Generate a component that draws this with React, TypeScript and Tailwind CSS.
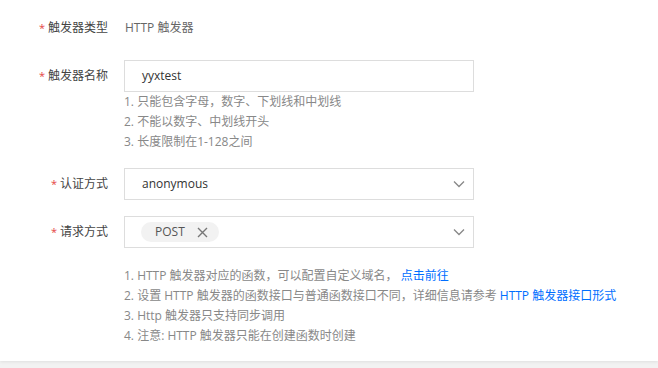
import React from "react";

const font = { fontFamily: '"Open Sans", "Noto Sans CJK SC", sans-serif' };

function Chevron() {
  return (
    <svg width="14" height="14" viewBox="0 0 14 14" fill="none" className="text-[#888]">
      <path d="M2 4.5 L7 9.5 L12 4.5" stroke="currentColor" strokeWidth="1.3" />
    </svg>
  );
}

function Label({ children }: { children: React.ReactNode }) {
  return (
    <div className="w-[108px] shrink-0 flex items-center justify-end h-8 text-[12px] text-[#444]">
      <span className="text-[#e54545] mr-[3px] text-[11px]">*</span>
      {children}
    </div>
  );
}

export default function App() {
  return (
    <div className="w-[658px] h-[368px] bg-[#f2f2f2] text-[12px]" style={font}>
      <div className="bg-white h-[361px] pt-3 flex flex-col gap-4 shadow-[0_1px_3px_rgba(0,0,0,0.08)]">
        <div className="flex gap-4">
          <Label>触发器类型</Label>
          <div className="h-8 flex items-center text-[#666] pl-[1px]">HTTP 触发器</div>
        </div>
        <div className="flex gap-4">
          <Label>触发器名称</Label>
          <div className="flex flex-col">
            <div className="w-[350px] h-8 border border-[#ddd] flex items-center pl-[17px] text-[#333]">yyxtest</div>
            <div className="text-[#888] leading-5">
              <div>1. 只能包含字母，数字、下划线和中划线</div>
              <div>2. 不能以数字、中划线开头</div>
              <div>3. 长度限制在1-128之间</div>
            </div>
          </div>
        </div>
        <div className="flex gap-4">
          <Label>认证方式</Label>
          <div className="w-[350px] h-8 border border-[#ddd] flex items-center justify-between pl-[17px] pr-[7px] text-[#333]">
            <span>anonymous</span>
            <Chevron />
          </div>
        </div>
        <div className="flex gap-4">
          <Label>请求方式</Label>
          <div className="flex flex-col">
            <div className="w-[350px] h-8 border border-[#ddd] flex items-center justify-between pl-4 pr-[7px]">
              <span className="h-5 rounded-full bg-[#f2f2f2] flex items-center pl-[14px] pr-[11px] gap-[12px] text-[#555]">
                POST
                <svg width="11" height="11" viewBox="0 0 11 11" className="text-[#777]">
                  <path d="M1 1 L10 10 M10 1 L1 10" stroke="currentColor" strokeWidth="1.4" />
                </svg>
              </span>
              <Chevron />
            </div>
            <div className="text-[#888] leading-5 mt-[18px]">
              <div>
                1. HTTP 触发器对应的函数，可以配置自定义域名， <span className="text-[#006eff]">点击前往</span>
              </div>
              <div>
                2. 设置 HTTP 触发器的函数接口与普通函数接口不同，详细信息请参考{" "}
                <span className="text-[#006eff]">HTTP 触发器接口形式</span>
              </div>
              <div>3. Http 触发器只支持同步调用</div>
              <div>4. 注意: HTTP 触发器只能在创建函数时创建</div>
            </div>
          </div>
        </div>
      </div>
    </div>
  );
}
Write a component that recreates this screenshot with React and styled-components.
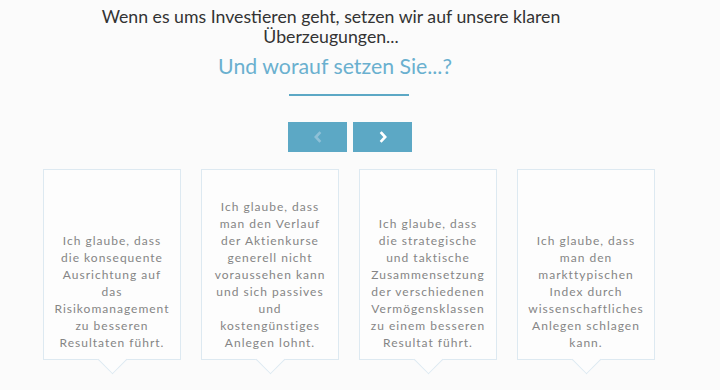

## Written exercise
Print out the lines exactly, skipping any picture.

## Final result
Generate a component that draws this with React, TypeScript and Tailwind CSS.
import React from "react";

const font = { fontFamily: '"Open Sans", "Noto Sans CJK SC", sans-serif' };

function Chevron() {
  return (
    <svg width="14" height="14" viewBox="0 0 14 14" fill="none" className="text-[#888]">
      <path d="M2 4.5 L7 9.5 L12 4.5" stroke="currentColor" strokeWidth="1.3" />
    </svg>
  );
}

function Label({ children }: { children: React.ReactNode }) {
  return (
    <div className="w-[108px] shrink-0 flex items-center justify-end h-8 text-[12px] text-[#444]">
      <span className="text-[#e54545] mr-[3px] text-[11px]">*</span>
      {children}
    </div>
  );
}

export default function App() {
  return (
    <div className="w-[658px] h-[368px] bg-[#f2f2f2] text-[12px]" style={font}>
      <div className="bg-white h-[361px] pt-3 flex flex-col gap-4 shadow-[0_1px_3px_rgba(0,0,0,0.08)]">
        <div className="flex gap-4">
          <Label>触发器类型</Label>
          <div className="h-8 flex items-center text-[#666] pl-[1px]">HTTP 触发器</div>
        </div>
        <div className="flex gap-4">
          <Label>触发器名称</Label>
          <div className="flex flex-col">
            <div className="w-[350px] h-8 border border-[#ddd] flex items-center pl-[17px] text-[#333]">yyxtest</div>
            <div className="text-[#888] leading-5">
              <div>1. 只能包含字母，数字、下划线和中划线</div>
              <div>2. 不能以数字、中划线开头</div>
              <div>3. 长度限制在1-128之间</div>
            </div>
          </div>
        </div>
        <div className="flex gap-4">
          <Label>认证方式</Label>
          <div className="w-[350px] h-8 border border-[#ddd] flex items-center justify-between pl-[17px] pr-[7px] text-[#333]">
            <span>anonymous</span>
            <Chevron />
          </div>
        </div>
        <div className="flex gap-4">
          <Label>请求方式</Label>
          <div className="flex flex-col">
            <div className="w-[350px] h-8 border border-[#ddd] flex items-center justify-between pl-4 pr-[7px]">
              <span className="h-5 rounded-full bg-[#f2f2f2] flex items-center pl-[14px] pr-[11px] gap-[12px] text-[#555]">
                POST
                <svg width="11" height="11" viewBox="0 0 11 11" className="text-[#777]">
                  <path d="M1 1 L10 10 M10 1 L1 10" stroke="currentColor" strokeWidth="1.4" />
                </svg>
              </span>
              <Chevron />
            </div>
            <div className="text-[#888] leading-5 mt-[18px]">
              <div>
                1. HTTP 触发器对应的函数，可以配置自定义域名， <span className="text-[#006eff]">点击前往</span>
              </div>
              <div>
                2. 设置 HTTP 触发器的函数接口与普通函数接口不同，详细信息请参考{" "}
                <span className="text-[#006eff]">HTTP 触发器接口形式</span>
              </div>
              <div>3. Http 触发器只支持同步调用</div>
              <div>4. 注意: HTTP 触发器只能在创建函数时创建</div>
            </div>
          </div>
        </div>
      </div>
    </div>
  );
}
Write a component that recreates this screenshot with React and styled-components.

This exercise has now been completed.